Considering these liberal discovery rules, courts have held that "disclosure of the terms of a settlement agreement by a settling party to a nonsettling party may be appropriate, despite the presence of a confidentiality clause in the agreement, where the terms of the agreement are material and necessary to the nonsettling party's case" ( Osowski v. AMEC Constr. Mgt., Inc. , 69 A.D.3d 99, 106, 887 N.Y.S.2d 11 [internal quotation marks omitted]; see Altonen v. Kmart of N.Y. Holdings, Inc. , 94 A.D.3d 920, 942 N.Y.S.2d 363 ; Mahoney v. Turner Constr. Co. , 61 A.D.3d 101, 104, 872 N.Y.S.2d 433 ; Masterwear Corp. v. Bernard , 298 A.D.2d 249, 250, 750 N.Y.S.2d 5 ). Any doubt as to the relevance of the terms of the settlement may be resolved by an in camera inspection of the settlement agreement (see Mahoney v. Turner Constr. Co. , 61 A.D.3d at 105, 872 N.Y.S.2d 433 ; Masterwear Corp. v. Bernard , 298 A.D.2d at 250, 750 N.Y.S.2d 5 ).

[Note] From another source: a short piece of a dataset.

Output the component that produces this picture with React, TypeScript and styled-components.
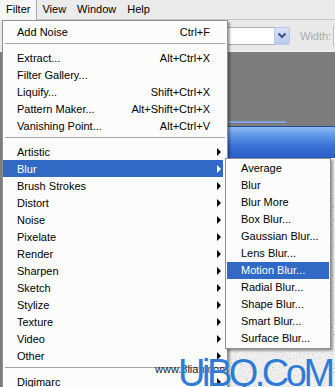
import React from "react";
import styled, { createGlobalStyle } from "styled-components";

const GlobalStyle = createGlobalStyle`
  html, body {
    margin: 0;
    padding: 0;
    background: #ebebeb;
  }
  body {
    font-family: "Liberation Sans", Arial, sans-serif;
    font-size: 11px;
    color: #000;
  }
`;

type Entry =
  | { kind: "item"; label: string; shortcut?: string; sub?: boolean; active?: boolean }
  | { kind: "sep" };

const filterMenu: Entry[] = [
  { kind: "item", label: "Add Noise", shortcut: "Ctrl+F" },
  { kind: "sep" },
  { kind: "item", label: "Extract...", shortcut: "Alt+Ctrl+X" },
  { kind: "item", label: "Filter Gallery..." },
  { kind: "item", label: "Liquify...", shortcut: "Shift+Ctrl+X" },
  { kind: "item", label: "Pattern Maker...", shortcut: "Alt+Shift+Ctrl+X" },
  { kind: "item", label: "Vanishing Point...", shortcut: "Alt+Ctrl+V" },
  { kind: "sep" },
  { kind: "item", label: "Artistic", sub: true },
  { kind: "item", label: "Blur", sub: true, active: true },
  { kind: "item", label: "Brush Strokes", sub: true },
  { kind: "item", label: "Distort", sub: true },
  { kind: "item", label: "Noise", sub: true },
  { kind: "item", label: "Pixelate", sub: true },
  { kind: "item", label: "Render", sub: true },
  { kind: "item", label: "Sharpen", sub: true },
  { kind: "item", label: "Sketch", sub: true },
  { kind: "item", label: "Stylize", sub: true },
  { kind: "item", label: "Texture", sub: true },
  { kind: "item", label: "Video", sub: true },
  { kind: "item", label: "Other", sub: true },
  { kind: "sep" },
  { kind: "item", label: "Digimarc", sub: true },
];

const blurMenu = [
  "Average",
  "Blur",
  "Blur More",
  "Box Blur...",
  "Gaussian Blur...",
  "Lens Blur...",
  "Motion Blur...",
  "Radial Blur...",
  "Shape Blur...",
  "Smart Blur...",
  "Surface Blur...",
];

const Frame = styled.div`
  position: relative;
  width: 335px;
  height: 387px;
  overflow: hidden;
  display: flex;
  flex-direction: column;
  background: #ebebeb;
`;

const MenuBar = styled.div`
  display: flex;
  height: 19px;
  flex-shrink: 0;
  background: #ebebeb;
`;

const MenuTitle = styled.div<{ $open?: boolean; $gap?: number }>`
  padding: 0 ${({ $gap }) => $gap ?? 5}px;
  line-height: 19px;
  height: 20px;
  box-sizing: border-box;
  ${({ $open }) =>
    $open &&
    `
    position: relative;
    z-index: 3;
    background: #f6f6f6;
    border-right: 1px solid #a9a9a9;
  `}
`;

const OptionsBar = styled.div`
  display: flex;
  align-items: center;
  height: 33px;
  flex-shrink: 0;
  box-sizing: border-box;
  padding-left: 141px;
  border-top: 1px solid #c6c6c6;
  border-bottom: 1px solid #f2f2f2;
  background: #e9e9e9;
`;

const ComboBox = styled.div`
  display: flex;
`;

const ComboField = styled.div`
  width: 134px;
  height: 18px;
  box-sizing: border-box;
  border: 1px solid #a7afba;
  background: #fff;
`;

const ComboButton = styled.div`
  width: 16px;
  height: 18px;
  margin-left: -1px;
  box-sizing: border-box;
  border: 1px solid #b9c8e4;
  border-radius: 2px;
  background: linear-gradient(#d6e2f8, #b6cbee);
  display: flex;
  align-items: center;
  justify-content: center;
`;

const OptionLabel = styled.span`
  margin-left: 10px;
  color: #a9a9a9;
`;

const OptionInput = styled.div`
  width: 40px;
  height: 18px;
  margin-left: 2px;
  flex-shrink: 0;
  box-sizing: border-box;
  border: 1px solid #b9b9b9;
  background: #fff;
`;

const Workspace = styled.div`
  flex: 1;
  display: flex;
  flex-direction: column;
  padding-top: 69px;
  background: #7c7c7c;
`;

const DocEdge = styled.div`
  height: 2px;
  width: 62px;
  margin-left: 224px;
  border-radius: 0 2px 2px 0;
  background: #7fa3e0;
`;

const DocWindow = styled.div`
  flex: 1;
  display: flex;
  flex-direction: column;
  margin: 3px 0 0 200px;
`;

const DocTitle = styled.div`
  height: 31px;
  flex-shrink: 0;
  border-top: 1px solid #244f9e;
  background: linear-gradient(#8dbaf2 0%, #5d95e6 30%, #3b74d6 60%, #2a5cc2 100%);
`;

const DocCanvas = styled.div`
  flex: 1;
  background: #c4c4c4;
  overflow: hidden;
`;

const Menu = styled.div`
  position: absolute;
  z-index: 2;
  top: 20px;
  left: 2px;
  width: 226px;
  height: 380px;
  box-sizing: border-box;
  padding: 2px 4px 2px 0;
  border: 1px solid #8f8f8f;
  background: #fcfcfc;
  box-shadow: 2px 2px 2px rgba(0, 0, 0, 0.35);
`;

const SubMenu = styled.div`
  position: absolute;
  z-index: 4;
  top: -2px;
  left: calc(100% + 2px);
  width: 106px;
  box-sizing: border-box;
  padding: 1px;
  border: 1px solid #8f8f8f;
  background: #fcfcfc;
  color: #000;
  box-shadow: 2px 2px 2px rgba(0, 0, 0, 0.35);
`;

const Row = styled.div<{ $active?: boolean }>`
  position: relative;
  display: grid;
  grid-template-columns: 1fr auto 11px;
  align-items: center;
  height: 17px;
  padding: 0 2px 0 14px;
  white-space: nowrap;
  background: ${({ $active }) => ($active ? "#316ac5" : "transparent")};
  color: ${({ $active }) => ($active ? "#fff" : "#000")};
`;

const SubRow = styled.div<{ $active?: boolean }>`
  height: 17px;
  line-height: 17px;
  padding-left: 14px;
  white-space: nowrap;
  background: ${({ $active }) => ($active ? "#316ac5" : "transparent")};
  color: ${({ $active }) => ($active ? "#fff" : "#000")};
`;

const Shortcut = styled.span`
  padding-left: 12px;
`;

const ArrowCell = styled.span`
  display: flex;
  justify-content: flex-end;
`;

const Arrow = styled.span<{ $light?: boolean }>`
  width: 0;
  height: 0;
  border-top: 4px solid transparent;
  border-bottom: 4px solid transparent;
  border-left: 4px solid ${({ $light }) => ($light ? "#fff" : "#000")};
`;

const Separator = styled.div`
  height: 1px;
  margin: 3px -2px 5px 2px;
  background: #a5a5a5;
`;

const SiteMark = styled.div`
  position: absolute;
  z-index: 5;
  left: 155px;
  top: 363px;
  font-size: 11px;
  color: #222;
`;

const LogoMark = styled.div`
  position: absolute;
  z-index: 6;
  left: 178px;
  top: 354px;
  font-size: 38px;
  line-height: 38px;
  letter-spacing: -3.5px;
  color: #2e7bd7;
  text-shadow: 0 0 1px #fff;
`;

const Chevron = () => (
  <svg width="10" height="7" viewBox="0 0 10 7">
    <polyline points="1.5,1.5 5,5 8.5,1.5" fill="none" stroke="#3e5577" strokeWidth="2" />
  </svg>
);

const Grain = () => (
  <svg width="100%" height="100%" preserveAspectRatio="none">
    <filter id="grain" x="0" y="0" width="100%" height="100%">
      <feTurbulence type="fractalNoise" baseFrequency="0.95" numOctaves="2" seed="4" />
      <feColorMatrix
        type="matrix"
        values="0.33 0.33 0.33 0 0  0.33 0.33 0.33 0 0  0.33 0.33 0.33 0 0  0 0 0 0 1"
      />
      <feComponentTransfer>
        <feFuncR type="discrete" tableValues="0.12 0.5 0.8 0.9 0.97 1" />
        <feFuncG type="discrete" tableValues="0.12 0.5 0.8 0.9 0.97 1" />
        <feFuncB type="discrete" tableValues="0.12 0.5 0.8 0.9 0.97 1" />
      </feComponentTransfer>
    </filter>
    <rect width="100%" height="100%" filter="url(#grain)" />
  </svg>
);

export default function App() {
  return (
    <Frame>
      <GlobalStyle />
      <MenuBar>
        <MenuTitle $open $gap={6}>Filter</MenuTitle>
        <MenuTitle>View</MenuTitle>
        <MenuTitle $gap={6}>Window</MenuTitle>
        <MenuTitle>Help</MenuTitle>
      </MenuBar>
      <OptionsBar>
        <ComboBox>
          <ComboField />
          <ComboButton>
            <Chevron />
          </ComboButton>
        </ComboBox>
        <OptionLabel>Width:</OptionLabel>
        <OptionInput />
      </OptionsBar>
      <Workspace>
        <DocEdge />
        <DocWindow>
          <DocTitle />
          <DocCanvas>
            <Grain />
          </DocCanvas>
        </DocWindow>
      </Workspace>

      <Menu>
        {filterMenu.map((entry, i) =>
          entry.kind === "sep" ? (
            <Separator key={i} />
          ) : (
            <Row key={i} $active={entry.active}>
              <span>{entry.label}</span>
              <Shortcut>{entry.shortcut}</Shortcut>
              <ArrowCell>{entry.sub && <Arrow $light={entry.active} />}</ArrowCell>
              {entry.active && (
                <SubMenu>
                  {blurMenu.map((label) => (
                    <SubRow key={label} $active={label === "Motion Blur..."}>
                      {label}
                    </SubRow>
                  ))}
                </SubMenu>
              )}
            </Row>
          )
        )}
      </Menu>

      <SiteMark>www.3lian.com</SiteMark>
      <LogoMark>UiBQ.CoM</LogoMark>
    </Frame>
  );
}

Here, we agree with the Supreme Court's determination directing the Metro–North defendants to produce the Smalls Settlement Agreement for in camera review (see Mahoney v. Turner Constr. Co. , 61 A.D.3d at 105, 872 N.Y.S.2d 433 ) and, upon reviewing the Smalls Settlement Agreement in camera, the court providently exercised its discretion in determining that its terms were material and necessary to the nonsettling parties' case and, therefore, discoverable.
MASTRO, J.P., CHAMBERS, LEVENTHAL and CHRISTOPHER, JJ., concur.